I've thought about making a new dating app. The existing apps suck for 2 reasons: in most markets men are at a significant disadvantage because of how men and women differ in the way they approach dating (and there's also a significantly unfair male:female ratio in many markets). Additionally, none of them are really designed to get people off the app, but rather they're built to increase engagement and keep people on the app.

One idea I've had is to disallow conversation in the app, and instead focus on making date plans if there's a match. Another idea is to introduce a payment aspect to make spamming economically unviable, except that the payment goes to the recipient instead of the platform. Some apps have tried things like this, but they kind of suck because it's not real money so it's not useful.


I'm not American.

The issues isn't the activity choice, it's the assumption about the goal of the meeting. I find that constraining.

By the way, I just thought what I'd like to see in dating websites: (one, stop making them about dating, let's just make it 'meet people) when you get a message, add a button somewhere that says "the sender is being obnoxious". This (quietly) blocks the sender from messaging you (at least for some time), and adds to the user's obnoxious stat. Let's say that a conversation that involves more than 5 messages in a week adds to "interesting" stat. Once you messaged enough people (say, 10), and your obnoxious/interesting stat exceeds some value, you get told that up front, and won't be able to send more than, say, a message every two days until the stat improves.

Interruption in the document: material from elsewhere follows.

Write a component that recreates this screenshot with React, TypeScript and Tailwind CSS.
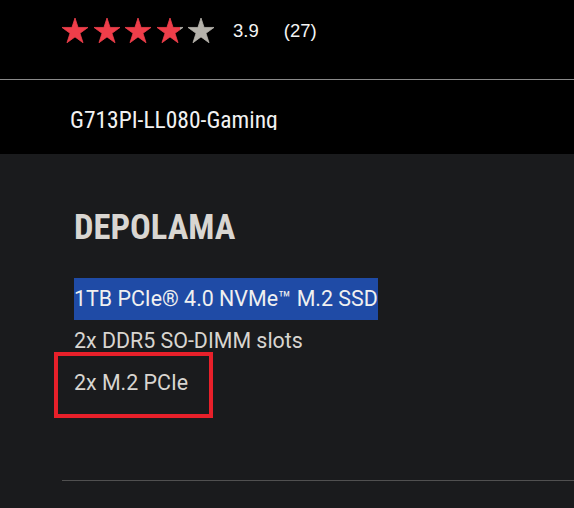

What would be much smarter would be using user chat histories plus match scores to simulate initial small talk between users which leads either to a simulated rejection, ghosting, or escalation to further steps. Then suggest escalated matches to each side and if mutual interest lead each into the post-small talk conversation to pick up from there providing an inherent ice breaker.

If it's not Match, it will be someone else, but this is definitely going to be the future of online dating. Simulated speed dating.


Tinder already did that. I think I saw a screenshot once from the olden days of OK Cupid, where men could and were expected to send a message to any woman they found interesting. I think there were hundreds of messages per day or something.

Solving the 'chicken and egg' problem has lead to a catastrophe in large dating markets:

Abandoned accounts and men->women spam.

I think a smaller dating site would prosper quite well if it could eliminate wasting people's time. eHarmony has a good practice in this regard, but eHarmony is also marriage, christian, straight focused - and excluded all others.

A dating site that disabled user accounts that hadn't logged in or responded, initiated conversation eHarmony style, and somehow limited the spam that men send, well... that'd be worth checking out. It would drastically raise the signal to noise ratio.

For spam: perhaps you can only send one message per day to new people, and one message per person per reply. Choose wisely.

Also, for every uploaded picture, grab the date it was taken and put that on the page. Might not stop hackers, but that's a small minority.

Other effects to combat: the ego inflation effect, where having many virtual 'options' makes you more selective.

Maybe even a 'ask a friend' feature, where you email a reply history to a friend and ask their advice (helps with network effects).

There's LOTS of room for innovation here, essentially.


That kind of reminds me of Slashdot's Karma system. I think it would work, I think the concept would have to be weighted towards dating, but not 100% a dating site. Something that's as much about being social as it is finding a partner. So maybe encourage people to email people they find interested on a "just-friends" basis.

Maybe instead of marking your profile with your intentions, you mark each individual email, ie, "New Friends", "Short-Term Dating", "Activity Partner".

I'm just spitballing here.


I think a dating app that focused on introductions through phone calls would be be effective. Texting is not very engaging.

>This kind of thinking would reduce the act of dating down to just meeting up for five minutes, filling out questionaires and comparing them.

Isn't that the entire idea behind OkCupid? That seems quite successful.


I was thinking of adapting xkcd's robot9000 to dating sites on the other day. Instead of searching duplicate messages from 1 user, you search for duplicates across the entire database, with exponentially increasing ban periods if your message is not original. It would definitely force men and women to write meaningful messages.

I had an idea for a dating app a while back, in which the basic idea is that you pay the service to message someone (above a free weekly limit of say 1 msg).

The pricing would be reactive - as popular attractive people get more messages, the more it would cost to message them, growing exponentially in order to limit incoming messages to approx a few a day. Unpopular people who got few messages would have a price that would go down to zero. This would hopefully solve the problem of women getting hundreds of messages a day, and men getting neither any incoming messages nor any replies to their outgoing messages.

It shouldn't be much of a problem to get women on board, as they rarely send messages anyway and it would always be free just to put up a profile and receive messages. And for men it would hopefully be a fair an transparent way to have confidence that their outgoing messages would be received and read (and have fewer immediate competitors), rather than just lost in the noise.

I don't have time for it now, but it's always been something on my mind.

Edit: Thanks for your comments. This is interesting. Lots of hypotheses worth experimenting.


My immediate thought is applying this to okcupid messages. Okcupid can figure out what kind of messages is likely to generate responses for each person, and can probably charge the sender for the ideal writing style recommendation.

That sounds pretty good to me, the most annoying part about these dating apps is that people match with dozens of other people and then don’t message or respond.